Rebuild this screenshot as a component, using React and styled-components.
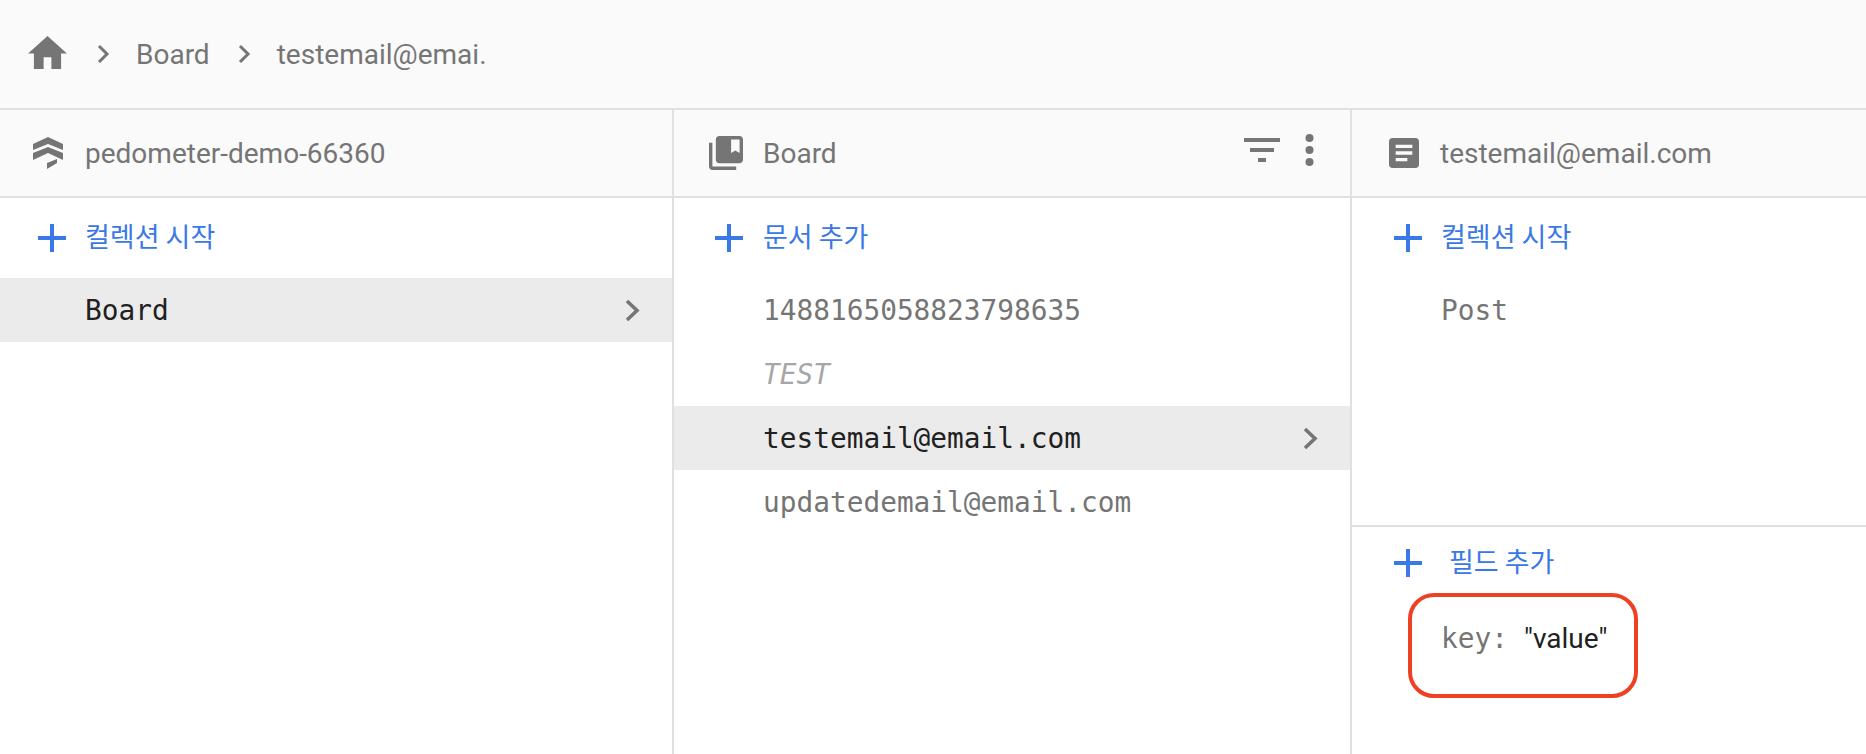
import React from "react"
import styled, { createGlobalStyle } from "styled-components"

const GlobalStyle = createGlobalStyle`
  html, body {
    margin: 0;
    padding: 0;
    background: #fff;
  }
  body {
    font-family: Roboto, "Noto Sans CJK KR", sans-serif;
    overflow: hidden;
  }
`

const Page = styled.div`
  width: 1866px;
  height: 754px;
  display: flex;
  flex-direction: column;
`

// Breadcrumb
const Crumbs = styled.nav`
  height: 108px;
  flex: none;
  display: flex;
  align-items: center;
  padding-left: 28px;
  background: #fafafa;
  border-bottom: 2px solid #e0e0e0;
  color: #757575;
  font-size: 28px;
`
const CrumbSep = styled.svg`
  width: 13px;
  height: 20px;
  margin: 0 26px 0 ${(p) => p.$left}px;
  fill: none;
  stroke: #757575;
  stroke-width: 3;
`
const HomeIcon = styled.svg`
  width: 39px;
  height: 33px;
  margin-top: -3px;
  fill: #757575;
`

// Columns
const Columns = styled.div`
  flex: 1;
  min-height: 0;
  display: grid;
  grid-template-columns: 674px 678px 1fr;
`
const Column = styled.section`
  display: flex;
  flex-direction: column;
  min-width: 0;
  border-right: ${(p) => (p.$last ? "none" : "2px solid #e0e0e0")};
`
const ColumnHeader = styled.header`
  height: 86px;
  flex: none;
  display: flex;
  align-items: center;
  gap: ${(p) => p.$gap}px;
  padding-left: ${(p) => p.$pad}px;
  background: #fafafa;
  border-bottom: 2px solid #e0e0e0;
  color: #757575;
  font-size: 28px;
`
const HeaderActions = styled.div`
  margin-left: auto;
  display: flex;
  align-items: center;
  gap: 25px;
  padding-right: 36px;
  margin-top: -7px;
`
const Glyph = styled.svg`
  flex: none;
  display: block;
  fill: #757575;
`
const AddRow = styled.div`
  height: ${(p) => p.$h || 80}px;
  flex: none;
  display: flex;
  align-items: center;
  gap: ${(p) => p.$gap}px;
  padding-left: ${(p) => p.$pad}px;
  color: #3b78e7;
  font-family: "Noto Sans CJK KR", sans-serif;
  font-size: 27px;
`
const AddLabel = styled.span`
  margin-top: -5px;
`
const Plus = styled.svg`
  flex: none;
  width: 28px;
  height: 28px;
  fill: #3b78e7;
`
const Item = styled.div`
  height: 64px;
  flex: none;
  display: flex;
  align-items: center;
  justify-content: space-between;
  padding: 0 32px 0 ${(p) => p.$indent}px;
  background: ${(p) => (p.$active ? "#ebebeb" : "transparent")};
  color: ${(p) => (p.$active ? "#212121" : p.$ghost ? "#a6a6a6" : "#757575")};
  font-family: "DejaVu Sans Mono", monospace;
  font-style: ${(p) => (p.$ghost ? "italic" : "normal")};
  font-size: 27.8px;
`
const RowChevron = styled.svg`
  width: 15px;
  height: 23px;
  fill: none;
  stroke: #757575;
  stroke-width: 3.6;
`
const Upper = styled.div`
  height: 327px;
  flex: none;
  border-bottom: 2px solid #e0e0e0;
`
const Field = styled.div`
  width: 230px;
  height: 105px;
  box-sizing: border-box;
  margin: -6px 0 0 56px;
  padding: 23px 0 38px 29px;
  display: flex;
  align-items: center;
  align-self: flex-start;
  border: 4px solid #ee4023;
  border-radius: 26px;
`
const FieldKey = styled.span`
  color: #757575;
  font-family: "DejaVu Sans Mono", monospace;
  font-size: 27.8px;
`
const FieldValue = styled.span`
  margin-left: 16px;
  color: #212121;
  font-size: 28px;
`

const Chevron = () => (
  <RowChevron viewBox="0 0 15 23">
    <path d="M2 2l10 9.5L2 21" />
  </RowChevron>
)

const PlusIcon = () => (
  <Plus viewBox="0 0 28 28">
    <path d="M12 0h4v12h12v4H16v12h-4V16H0v-4h12z" />
  </Plus>
)

const App = () => (
  <Page>
    <GlobalStyle />
    <Crumbs>
      <HomeIcon viewBox="2 3 20 17">
        <path d="M10 20v-6h4v6h5v-8h3L12 3 2 12h3v8z" />
      </HomeIcon>
      <CrumbSep $left={30} viewBox="0 0 13 20">
        <path d="M2 2l8 8-8 8" />
      </CrumbSep>
      <span>Board</span>
      <CrumbSep $left={28} viewBox="0 0 13 20">
        <path d="M2 2l8 8-8 8" />
      </CrumbSep>
      <span>testemail@emai.</span>
    </Crumbs>
    <Columns>
      <Column>
        <ColumnHeader $pad={33} $gap={22}>
          <Glyph width="30" height="32" viewBox="0 0 30 32">
            <path d="M0 7L15 0l15 7v6L15 7 0 13z" />
            <path d="M0 16l15-6 15 6v7L15 16 0 23z" />
            <path d="M14 26l10-4v4l-10 6z" />
          </Glyph>
          <span>pedometer-demo-66360</span>
        </ColumnHeader>
        <AddRow $pad={38} $gap={19}>
          <PlusIcon />
          <AddLabel>컬렉션 시작</AddLabel>
        </AddRow>
        <Item $active $indent={85}>
          <span>Board</span>
          <Chevron />
        </Item>
      </Column>
      <Column>
        <ColumnHeader $pad={35} $gap={20}>
          <Glyph width="34" height="34" viewBox="2 2 20 20">
            <path d="M4 6H2v14c0 1.1.9 2 2 2h14v-2H4V6zm16-4H8c-1.1 0-2 .9-2 2v12c0 1.1.9 2 2 2h12c1.1 0 2-.9 2-2V4c0-1.1-.9-2-2-2zm0 10l-2.5-1.5L15 12V4h5v8z" />
          </Glyph>
          <span>Board</span>
          <HeaderActions>
            <Glyph width="36" height="24" viewBox="3 6 18 12">
              <path d="M10 18h4v-2h-4v2zM3 6v2h18V6H3zm3 7h12v-2H6v2z" />
            </Glyph>
            <Glyph width="9" height="32" viewBox="0 0 9 32">
              <circle cx="4.5" cy="4" r="4" />
              <circle cx="4.5" cy="16" r="4" />
              <circle cx="4.5" cy="28" r="4" />
            </Glyph>
          </HeaderActions>
        </ColumnHeader>
        <AddRow $pad={41} $gap={20}>
          <PlusIcon />
          <AddLabel>문서 추가</AddLabel>
        </AddRow>
        <Item $indent={89}>1488165058823798635</Item>
        <Item $ghost $indent={89}>TEST</Item>
        <Item $active $indent={89}>
          <span>testemail@email.com</span>
          <Chevron />
        </Item>
        <Item $indent={89}>updatedemail@email.com</Item>
      </Column>
      <Column $last>
        <ColumnHeader $pad={37} $gap={21}>
          <Glyph width="30" height="30" viewBox="3 3 18 18">
            <path d="M19 3H5c-1.1 0-2 .9-2 2v14c0 1.1.9 2 2 2h14c1.1 0 2-.9 2-2V5c0-1.1-.9-2-2-2zm-5 14H7v-2h7v2zm3-4H7v-2h10v2zm0-4H7V7h10v2z" />
          </Glyph>
          <span>testemail@email.com</span>
        </ColumnHeader>
        <Upper>
          <AddRow $pad={42} $gap={19}>
            <PlusIcon />
            <AddLabel>컬렉션 시작</AddLabel>
          </AddRow>
          <Item $indent={89}>Post</Item>
        </Upper>
        <AddRow $h={72} $pad={42} $gap={27}>
          <PlusIcon />
          <AddLabel>필드 추가</AddLabel>
        </AddRow>
        <Field>
          <FieldKey>key:</FieldKey>
          <FieldValue>"value"</FieldValue>
        </Field>
      </Column>
    </Columns>
  </Page>
)

export default App
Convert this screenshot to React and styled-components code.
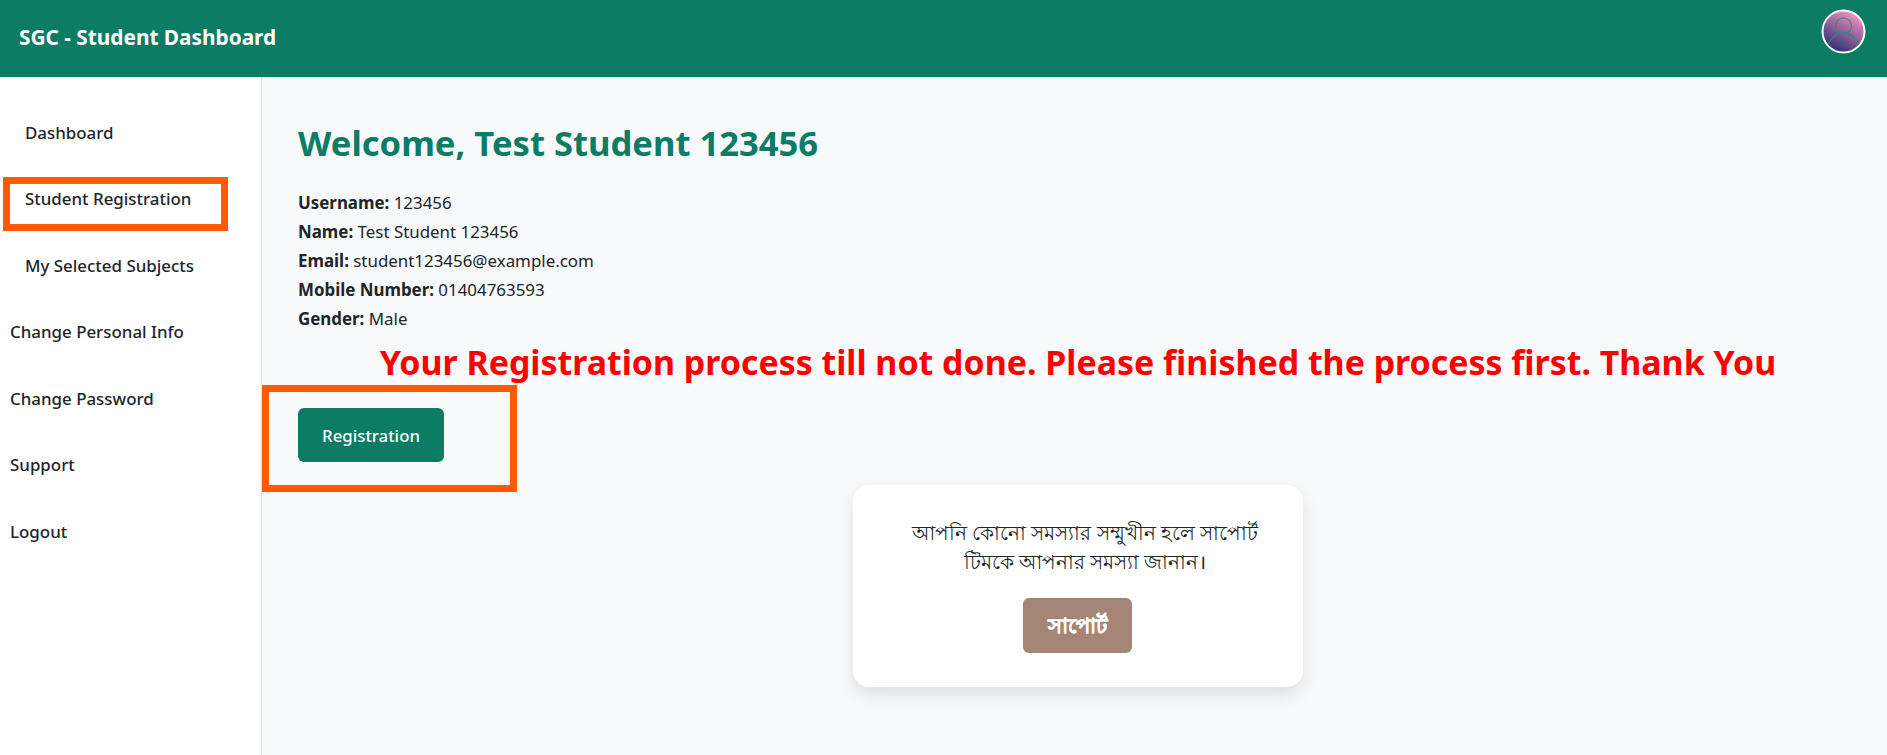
import React from "react";
import styled, { createGlobalStyle } from "styled-components";

const GlobalStyle = createGlobalStyle`
  * { box-sizing: border-box; }
  html, body { margin: 0; height: 100%; }
  body {
    font-family: "Noto Sans", "Open Sans", "Liberation Sans", sans-serif;
    font-size: 16px;
    color: #212529;
    background: #f8f9fa;
    overflow: hidden;
  }
`;

const Page = styled.div`
  height: 755px;
  display: flex;
  flex-direction: column;
`;

const Header = styled.header`
  height: 77px;
  flex-shrink: 0;
  padding: 0 21px 0 19px;
  display: flex;
  align-items: center;
  justify-content: space-between;
  background: #0c7c64;
`;

const Brand = styled.div`
  color: #fff;
  font-size: 20.8px;
  font-weight: 700;
  padding-bottom: 3px;
`;

const Avatar = styled.svg`
  width: 45px;
  height: 45px;
  margin: 0 0 15px;
`;

const Body = styled.div`
  flex: 1;
  display: flex;
  min-height: 0;
`;

const Sidebar = styled.nav`
  position: relative;
  width: 262px;
  flex-shrink: 0;
  padding-top: 22px;
  background: #fff;
  border-right: 1px solid #dee2e6;
`;

const NavItem = styled.a`
  display: flex;
  align-items: center;
  height: 66.5px;
  padding-left: ${(p) => (p.$nested ? "25px" : "10px")};
  color: #212529;
  font-size: 16.9px;
  font-weight: 500;
`;

const Highlight = styled.div`
  position: absolute;
  border: 7px solid #ff5a00;
  pointer-events: none;
`;

const SidebarHighlight = styled(Highlight)`
  left: 3px;
  top: 100px;
  width: 225px;
  height: 54px;
`;

const Main = styled.main`
  position: relative;
  flex: 1;
  padding: 46px 36px 0;
`;

const Title = styled.h1`
  margin: 0 0 25px;
  color: #0c7c64;
  font-size: 34.6px;
  line-height: 40px;
  font-weight: 700;
`;

const InfoLine = styled.div`
  height: 29px;
  line-height: 29px;
  font-size: 16.9px;
  b { font-weight: 700; }
`;

const Notice = styled.div`
  margin: 7px -36px 0;
  padding-left: 7px;
  text-align: center;
  color: #ff0000;
  font-size: 33.9px;
  line-height: 44px;
  font-weight: 700;
`;

const RegisterButton = styled.button`
  display: block;
  width: 146px;
  height: 54px;
  margin-top: 24px;
  border: 0;
  border-radius: 6px;
  background: #0c7c64;
  color: #fff;
  font: 500 16.8px "Noto Sans", sans-serif;
`;

const MainHighlight = styled(Highlight)`
  left: 0;
  top: 308px;
  width: 255px;
  height: 107px;
`;

const SupportCard = styled.section`
  width: 450px;
  height: 202px;
  margin: 23px 0 0 555px;
  padding: 33px 33px 0 47px;
  background: #fff;
  border-radius: 16px;
  box-shadow: 0 8px 16px rgba(0, 0, 0, 0.1);
  text-align: center;
`;

const SupportText = styled.p`
  margin: 0 0 22px;
  font-size: 19.9px;
  line-height: 29px;
`;

const SupportButton = styled.button`
  display: block;
  width: 109px;
  height: 55px;
  margin-left: 123px;
  padding: 3px 0 0;
  border: 0;
  border-radius: 6px;
  background: #a58576;
  color: #fff;
  font: 700 21px "Noto Sans", sans-serif;
  -webkit-text-stroke: 0.4px #fff;
`;

const navItems = [
  ["Dashboard", true],
  ["Student Registration", true],
  ["My Selected Subjects", true],
  ["Change Personal Info", false],
  ["Change Password", false],
  ["Support", false],
  ["Logout", false],
];

const info = [
  ["Username:", "123456"],
  ["Name:", "Test Student 123456"],
  ["Email:", "student123456@example.com"],
  ["Mobile Number:", "01404763593"],
  ["Gender:", "Male"],
];

export default function App() {
  return (
    <Page>
      <GlobalStyle />
      <Header>
        <Brand>SGC - Student Dashboard</Brand>
        <Avatar viewBox="0 0 45 45">
          <defs>
            <linearGradient id="avatarFill" x1="0.25" y1="0.95" x2="0.75" y2="0.05">
              <stop offset="0" stopColor="#2a2f70" />
              <stop offset="1" stopColor="#f294c2" />
            </linearGradient>
            <clipPath id="avatarClip">
              <circle cx="22.5" cy="22.5" r="20" />
            </clipPath>
          </defs>
          <circle cx="22.5" cy="22.5" r="21" fill="url(#avatarFill)" stroke="#fff" strokeWidth="2" />
          <g clipPath="url(#avatarClip)" fill="none" stroke="#2f8a80" strokeWidth="1.2">
            <circle cx="22.500" cy="17" r="8" />
            <path d="M6 42c1-11 8-18 16.500-18S38 31 39 42" />
          </g>
        </Avatar>
      </Header>
      <Body>
        <Sidebar>
          {navItems.map(([label, nested]) => (
            <NavItem key={label} $nested={nested}>{label}</NavItem>
          ))}
          <SidebarHighlight />
        </Sidebar>
        <Main>
          <Title>Welcome, Test Student 123456</Title>
          {info.map(([label, value]) => (
            <InfoLine key={label}><b>{label}</b> {value}</InfoLine>
          ))}
          <Notice>Your Registration process till not done. Please finished the process first. Thank You</Notice>
          <RegisterButton>Registration</RegisterButton>
          <MainHighlight />
          <SupportCard>
            <SupportText>আপনি কোনো সমস্যার সম্মুখীন হলে সাপোর্ট টিমকে আপনার সমস্যা জানান।</SupportText>
            <SupportButton>সাপোর্ট</SupportButton>
          </SupportCard>
        </Main>
      </Body>
    </Page>
  );
}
# # #
• SHORT TASK
Show every line that contains the word "screenshot".

• SOLUTION TO THIS PROBLEM
Rebuild this screenshot as a component, using React and styled-components.
Convert this screenshot to React and styled-components code.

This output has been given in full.